The extent to which LIV is primarily an offshoot of the Saudi government is subject to some debate. In February, a federal judge considering an antitrust lawsuit filed by LIV against the PGA suggested that LIV was dependent on the PIF.

“It is plain that PIF is not a mere investor in LIV,” U.S. District Judge Susan van Keulen wrote — “it is the moving force behind the founding, funding, oversight and operation of LIV.”

What’s more, as the New York Times has reported, LIV probably isn’t a particularly good investment, something that the PIF would ostensibly seek in its efforts.

What the LIV very much is, however, is popular with Donald Trump.

The organization began hosting events last year. The third was hosted at Trump’s club in New Jersey, where he participated in a pro-am round to help promote it. He did so despite outcry from the families of people killed in the terrorist attacks of Sept. 11, 2001. (“I don’t know much about the 9/11 families,” Trump told the Wall Street Journal.)

Last year’s LIV season culminated in an event hosted at Trump’s course in Miami. This season, Trump properties will host three LIV events. In other words, five of LIV’s 22 events in 2022 and 2023 will be held at venues in the former president’s business portfolio.

How much is that worth to his company and to himself? Who knows. It’s important to recognize, though, that cash is the central value proposition LIV offers, poaching PGA players primarily through massive contracts and big purses.

Trump had his own reasons to be frustrated with golf’s powers-that-be; they were disapproving of his efforts to, you know, overturn the 2020 presidential election. But it’s hard to imagine that LIV isn’t paying millions of dollars to use Trump’s facilities, as is generally how such deals go down, plus income from souvenirs and other spending.

The former president — and, of course, Republican 2024 front-runner — also keeps giving LIV additional advertising. On Truth Social, he has disparaged the PGA and encouraged his millions of followers to tune in to LIV coverage. (This has been a particular weak spot for the organization.) More recently, he has plugged the upcoming tournament in Virginia, offering his followers the chance to buy tickets.

LIV is not the only connection between Saudi Arabia and what we might call the “Trump family” — including son-in-law Jared Kushner. The PIF invested $2 billion in a fund run by Kushner soon after Trump left the White House. The LIV relationship, though, is reportedly the focus of a subpoena from special counsel Jack Smith.
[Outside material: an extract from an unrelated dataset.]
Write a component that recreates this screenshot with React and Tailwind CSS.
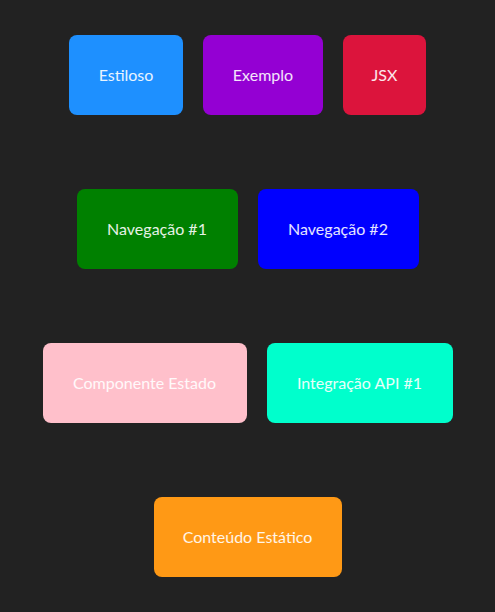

One of Trump’s central political assets is that he rapidly develops immunity to specific criticisms. He will spark outcry but wave it away, leaving his critics to continue to draw attention to his behavior for a public already aware of it. So the idea that Trump has a vague, probably lucrative relationship with a foreign leader even as he seeks a second term as president just blends into the background noise.

If only there were an institution within the federal government interested in publicly policing sketchy relationships between presidential candidates and foreign entities! Alas, there doesn’t appear to be.